A model of the Tiangong space laboratory.
 
China plans to launch the cornerstone of a new orbiting space laboratory some time in 2011. Weighing nearly 19,000 pounds, the Tiangong 1 module will be launched into orbit unmanned aboard a Long March 2F rocket from the Jiuquan space center in the Gobi desert, according to the state-run Xinhua news agency.

Xinhua reported Qi Faren, the former chief designer of the piloted Shenzhou spacecraft, outlined China's human spaceflight plans Wednesday at a meeting of a Chinese political advisory committee.

Tiangong means Heavenly Palace in English.

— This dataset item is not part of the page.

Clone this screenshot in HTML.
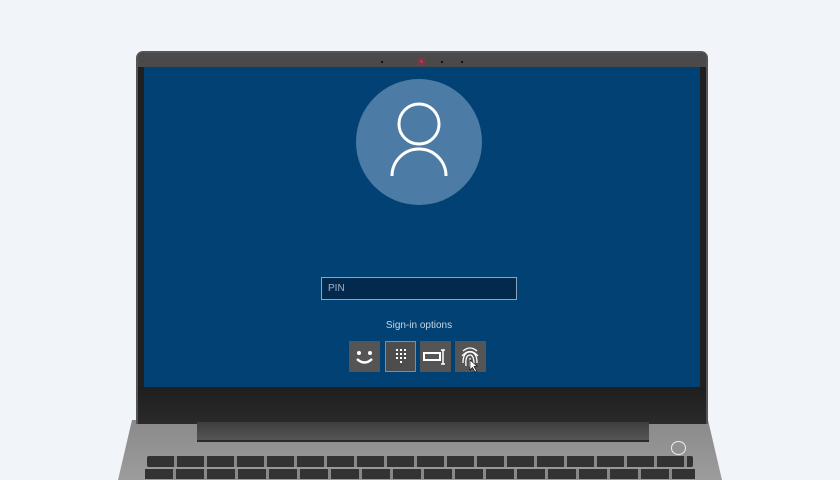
<!DOCTYPE html>
<html><head><style>
*{margin:0;padding:0;box-sizing:border-box}
body{width:840px;height:473px;background:#f1f5f9;position:relative;overflow:hidden;font-family:"Liberation Sans",sans-serif}
.a{position:absolute}
</style></head><body>
<!-- base -->
<div class="a" style="left:118px;top:420px;width:604px;height:60px;background:linear-gradient(#8a8a8a,#9c9c9c);clip-path:polygon(14px 0,590px 0,604px 60px,0 60px)"></div>
<!-- keys -->
<div class="a" style="left:146px;top:456px;width:548px;height:20px;display:flex;gap:3px;flex-wrap:wrap">
<script>/*none*/</script>
</div>
<div class="a" style="left:147px;top:456px;width:546px;height:11px;background:repeating-linear-gradient(90deg,#333 0 27px,#888 27px 30px);border-radius:2px"></div>
<div class="a" style="left:145px;top:469px;width:550px;height:10px;background:repeating-linear-gradient(90deg,#333 0 28px,#888 28px 31px)"></div>
<div class="a" style="left:671px;top:441px;width:15px;height:14px;border:1.5px solid #eee;border-radius:50%"></div>
<!-- lid -->
<div class="a" style="left:136px;top:51px;width:572px;height:373px;background:#202020;border-radius:7px 7px 0 0;border:2px solid #555;border-bottom:none"></div>
<div class="a" style="left:138px;top:53px;width:568px;height:14px;background:#4a4a4a;border-radius:5px 5px 0 0"></div>
<div class="a" style="left:417px;top:57px;width:9px;height:9px;border-radius:50%;background:#6a4048"></div>
<div class="a" style="left:420px;top:60px;width:3px;height:3px;border-radius:50%;background:#d03050"></div>
<div class="a" style="left:381px;top:61px;width:2px;height:2px;background:#111"></div>
<div class="a" style="left:441px;top:61px;width:2px;height:2px;background:#111"></div>
<div class="a" style="left:461px;top:61px;width:2px;height:2px;background:#111"></div>
<div class="a" style="left:144px;top:67px;width:556px;height:320px;background:#024173"></div>
<div class="a" style="left:138px;top:387px;width:568px;height:37px;background:linear-gradient(#1e1e1e,#2a2a2a)"></div>
<!-- hinge -->
<div class="a" style="left:197px;top:422px;width:452px;height:20px;background:linear-gradient(#3e3e3e,#555);border-bottom:2px solid #2a2a2a"></div>
<!-- avatar -->
<svg class="a" style="left:355px;top:78px" width="128" height="128">
<circle cx="64" cy="64" r="63" fill="#4c7ba5"/>
<circle cx="64" cy="46" r="20" fill="none" stroke="#fff" stroke-width="3"/>
<path d="M37 98 A27 27 0 0 1 91 98" fill="none" stroke="#fff" stroke-width="3"/>
</svg>
<div class="a" style="left:321px;top:277px;width:196px;height:23px;background:#03294c;border:1px solid #8ca5be;color:#9fb2c6;font-size:10px;line-height:21px;padding-left:6px">PIN</div>
<div class="a" style="left:344px;top:320px;width:150px;text-align:center;color:#c6d6e6;font-size:10px">Sign-in options</div>
<!-- buttons -->
<svg class="a" style="left:349px;top:341px" width="140" height="32">
<rect x="0" y="0" width="31" height="31" fill="#555"/>
<circle cx="10" cy="12" r="2" fill="#fff"/><circle cx="21" cy="12" r="2" fill="#fff"/>
<path d="M8 18 Q15.5 25 23 18" fill="none" stroke="#fff" stroke-width="2.5"/>
<rect x="36.5" y="0.5" width="30" height="30" fill="#4d4d4d" stroke="#8a8a8a"/>
<g fill="#fff"><rect x="47" y="8" width="2" height="2"/><rect x="51" y="8" width="2" height="2"/><rect x="55" y="8" width="2" height="2"/><rect x="47" y="12" width="2" height="2"/><rect x="51" y="12" width="2" height="2"/><rect x="55" y="12" width="2" height="2"/><rect x="47" y="16" width="2" height="2"/><rect x="51" y="16" width="2" height="2"/><rect x="55" y="16" width="2" height="2"/><rect x="51" y="20" width="2" height="2"/></g>
<rect x="71" y="0" width="31" height="31" fill="#555"/>
<rect x="75" y="12" width="16" height="7" fill="none" stroke="#fff" stroke-width="2"/>
<path d="M94 9v14M92 9h4M92 23h4" stroke="#fff" stroke-width="1.5" fill="none"/>
<rect x="106" y="0" width="31" height="31" fill="#555"/>
<g fill="none" stroke="#fff" stroke-width="1.3">
<path d="M114 10 Q121 4 128 10"/><path d="M113 15 Q121 6 129 15"/><path d="M114 22 Q114 11 121 11 Q128 11 128 22"/><path d="M117 25 Q116 14 121 14 Q125 14 125 24"/><path d="M121 17 V26"/></g>
<path d="M121 19 L121 29 L123.5 26.5 L126 31 L127.5 30 L125 25.5 L128 25 Z" fill="#fff" stroke="#000" stroke-width="0.6"/>
</svg>
</body></html>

Beginning as early as late 2011, China will launch three Shenzhou spacecraft to rendezvous and dock with Tiangong 1 in orbit. The first mission, named Shenzhou 8, will launch unmanned and approach the module in China's first orbital docking attempt.

Within two years of Tiangong 1's launch, two more Shenzhou ships will fly to the fledgling space station with Chinese astronauts aboard. The crewed flights will contain two or three astronauts each for temporary visits, according to Xinhua.

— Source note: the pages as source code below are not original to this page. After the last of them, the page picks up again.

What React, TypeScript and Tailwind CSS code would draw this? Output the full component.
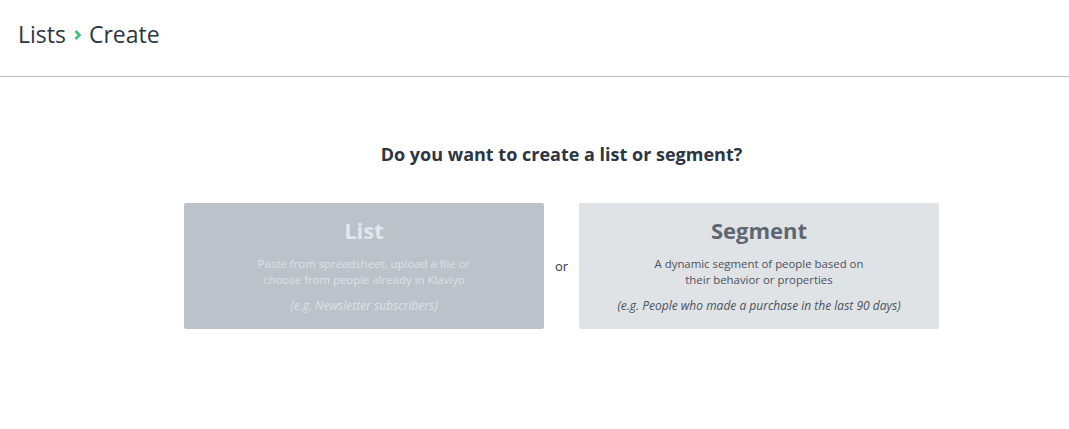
export default function App() {
  return (
    <div className="w-[1069px] h-[429px] bg-white" style={{ fontFamily: "'Open Sans', Lato, sans-serif" }}>
      <div className="h-[77px] border-b border-[#b7bdc6] flex items-center pl-[18px] pb-[8px]">
        <div className="flex items-center text-[23px] text-[#2c3541] leading-none">
          <span>Lists</span>
          <svg width="10" height="12" viewBox="0 0 10 12" className="ml-[7px] mr-[6px] mt-[2px]">
            <path d="M2.5 2 L6.5 6 L2.5 10" fill="none" stroke="#3cc27a" strokeWidth="2.6" />
          </svg>
          <span>Create</span>
        </div>
      </div>
      <div className="flex flex-col items-center pl-[54px]">
        <h1 className="mt-[65px] text-[18px] font-bold text-[#2c3541] leading-[24px]">Do you want to create a list or segment?</h1>
        <div className="mt-[37px] flex items-center">
          <div className="w-[360px] h-[126px] bg-[#bcc2ca] rounded-[2px] flex flex-col items-center pt-[12px]">
            <div className="text-[22px] font-bold text-[#e3e6ea] leading-[30px]">List</div>
            <div className="mt-[11px] text-[11.4px] text-[#dde1e5] leading-[16px] text-center">
              Paste from spreadsheet, upload a file or<br />choose from people already in Klaviyo
            </div>
            <div className="mt-[10px] text-[12px] italic text-[#dde1e5] leading-[16px]">(e.g. Newsletter subscribers)</div>
          </div>
          <div className="w-[35px] text-center text-[13px] text-[#333] leading-none">or</div>
          <div className="w-[360px] h-[126px] bg-[#e0e3e6] rounded-[2px] flex flex-col items-center pt-[12px]">
            <div className="text-[22px] font-bold text-[#5e6672] leading-[30px]">Segment</div>
            <div className="mt-[11px] text-[11.4px] text-[#4b525c] leading-[16px] text-center">
              A dynamic segment of people based on<br />their behavior or properties
            </div>
            <div className="mt-[10px] text-[12px] italic text-[#4b525c] leading-[16px]">(e.g. People who made a purchase in the last 90 days)</div>
          </div>
        </div>
      </div>
    </div>
  );
}
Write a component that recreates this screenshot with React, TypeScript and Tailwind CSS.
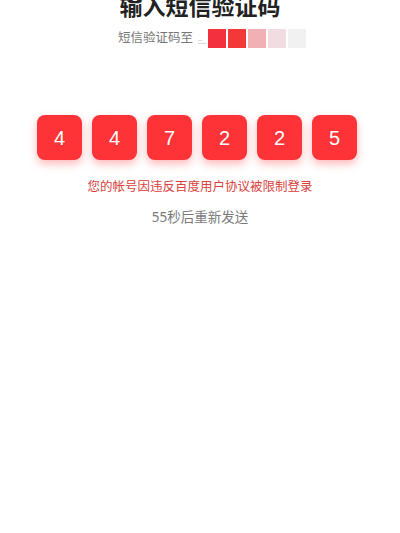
import React from 'react';

const digits = ['4', '4', '7', '2', '2', '5'];

// masked phone number blocks
const blocks = ['bg-[#f2303e]', 'bg-[#f33838]', 'bg-[#f1b0b4]', 'bg-[#f1dde1]', 'bg-[#f1f1f1]'];

export default function App() {
  return (
    <div
      className="relative h-[533px] w-[400px] overflow-hidden bg-white"
      style={{ fontFamily: '"Noto Sans", "Noto Sans CJK SC", sans-serif' }}
    >
      <div className="flex flex-col items-center">
        <h1 className="-mt-[9px] text-[23px] font-bold leading-[30px] text-[#222]">输入短信验证码</h1>
        <div className="mt-[7px] flex items-center pl-[24px]">
          <span className="text-[12.5px] leading-[20px] text-[#777]">短信验证码至</span>
          <div className="ml-[5px] mt-[8px] flex flex-col text-[2.5px] leading-[3px] text-[#777]">
            <span>xxx</span>
            <span>xxxxxx</span>
          </div>
          <div className="ml-[2px] flex gap-[2px]">
            {blocks.map((c, i) => (
              <div key={i} className={`h-[19px] w-[18px] ${c}`} />
            ))}
          </div>
        </div>
        <div className="mt-[67px] flex gap-[10px] pr-[6px]">
          {digits.map((d, i) => (
            <div
              key={i}
              className="flex h-[45px] w-[45px] items-center justify-center rounded-[8px] bg-[#fd3338] text-[20px] font-light text-white shadow-[0_4px_8px_rgba(253,51,56,0.35)]"
              style={{ fontFamily: '"Liberation Sans", Arial, sans-serif' }}
            >
              {d}
            </div>
          ))}
        </div>
        <p className="mt-[18px] text-[12.5px] leading-[18px] text-[#d8413c]">您的帐号因违反百度用户协议被限制登录</p>
        <p className="mt-[11px] text-[13.5px] leading-[20px] text-[#7a7a7a]">55秒后重新发送</p>
      </div>
    </div>
  );
}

Chinese astronauts would conduct scientific experiments aboard the complex, according to Xinhua.

Military observations and investigations will also be likely payloads for the small space station.

China is preparing its second moon orbiter for launch in October of this year. The Chang'e 2 probe will carry a high-resolution camera capable of spotting lunar surface features as small as 3 feet.

Chang'e 2 will map potential landing sites for follow-on robotic missions that will attempt to reach the moon's surface, another first for the Chinese space program. China has not set a date for Chang'e 3's lunar landing mission.

A new modular heavy-lift rocket called the Long March 5 is on schedule to begin launching around 2014, according to Liang Xiaohong, another member of the Chinese political advisory panel and party chief of China's state-owned launch vehicle development organization.

Liang was also quoted by the Xinhua news agency.

The Long March 5 will be capable of placing up to 55,000 pounds of payload into low Earth orbit, according to Chinese space officials.